Painting Timber Windows
When you enquiry or do an internet search regarding painting timber windows, the first few steps commonly refer to the preparation of the wood itself. Many words are taken up by the care with which you should clean, sand, dust, remove handles and protect surfaces. Very little is ever said about the important of choosing the correct paint. This is unfortunate because rot can establish in timber windows when they have been decorated with the wrong paint.
Modern paints for exterior woodwork are often Acrylic or Alkyd based. Basically, these synthetic paints are a plastic coating which traps moisture underneath paint it eventually becomes less flexible. When the paint eventually cracks, it allows the ingress of moisture. Flaking begins but the damage is already done. Moisture will have already started to rot the wood beneath.
This is made worse with each additional coat of paint. The more coats applied, the more moisture is trapped inside. Painting timber windows with modern paints can reduce their lifespan.
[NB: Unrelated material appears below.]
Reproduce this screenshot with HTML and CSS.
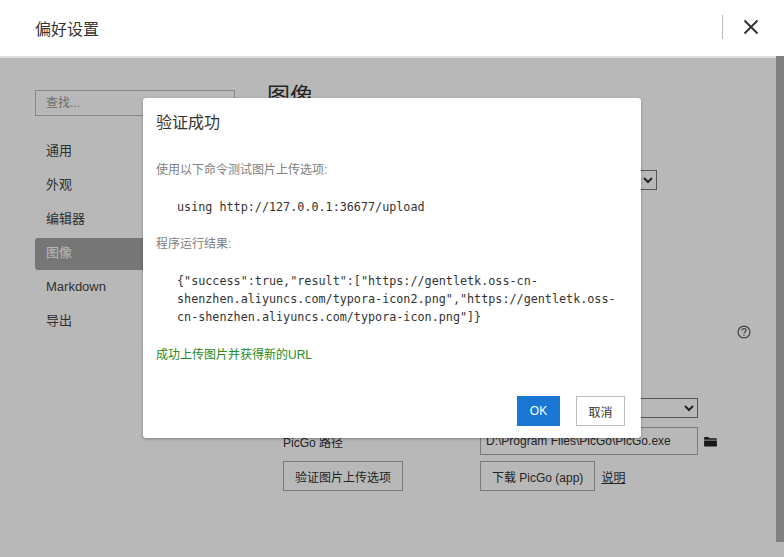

The alternative to these synthetics are linseed paints. Linseed oil has been a core component in the making of paint for centuries. Linseed oil was used as a carrier in what we know as ‘oil paints’ along with quantities of natural pigment, lead and turpentine. These paints were excellent for protecting timber from the elements and they lasted for decades. These traditional paints lost popularity due to the significant health risks associated with using lead in paint. The arrival of petrochemical paints and the hazards of using lead saw the demise of linseed paints in the first half of the 20th century.
Fortunately, we have recently seen a resurgence coming from the heartland of linseed paint, southern Sweden. Since the 1980’s, Sweden has done extensive research into the use of linseed paint on century-old buildings and how best to preserve the beautiful old structures for future generations. They found that linseed oil-based paints are more appropriate for external timbers. They are fully absorbed into the wood and have the flexibility to accommodate the seasonal expansion and contraction of the wood without cracking.
Derived from the cultivated flax plant, linseed oil is extracted from the plants seeds using a method called cold pressing. The newly pressed oil is called ‘cold-pressed raw linseed oil’ and is stored for about six months during which time any impurities separate and the clear pure oil can be drawn off. The performance of linseed is superior because the size of the molecules in the linseed oil are smaller than water. As a result, it penetrates deeper into the timber. This enables water to be expelled through a wicking action and draws moisture out like the wick in an oil lamp. During paint manufacture each pigment particle is fully coated with oil which does not hinder this penetrating action. It joins to the material forming a bond, making it denser and drying really hard. Therefore, painting timber windows with linseed paint means that they will not flake or peel and will have a longer life span.
The revival of linseed paint required a pigment to take the place of lead as natural ingredients are always more at risk of exposure and growth of fungus or mould. This is now attained by the addition of the safe pigment Zinc Oxide. Being manufactured from natural earth pigments, they are colourfast with some vibrant hues in the palette. The finish is of a low sheen or matt finish. When applied, the finish appears a little grainy because of the heavy pigment content. A high quality brush will disperse this well. The finish dries with a dull sheen and it becomes less apparent. In fact, no different in some cases to its synthetic equivalents.
When painting timber windows, the drying time is about the same for linseed oil paint as solvent-based based oil paint. However, as linseed oil dries by exposure to oxygen and UV-light, different weather conditions can change the drying times slightly.
Over time, linseed paint can fade due to the decomposition of the linseed oil in the paint. This is only superficial and maintenance is a simple wipe of the painted surface with a thin coat of linseed oil. Because of its natural ingredients it decomposes naturally, leaving no harmful waste residue.
Through the rediscovery of ancient wisdom, there is an alternative to modern paint products. Linseed paints have proven to be cost effective, are good for the environment and able to preserve timber windows as well as other wooden features.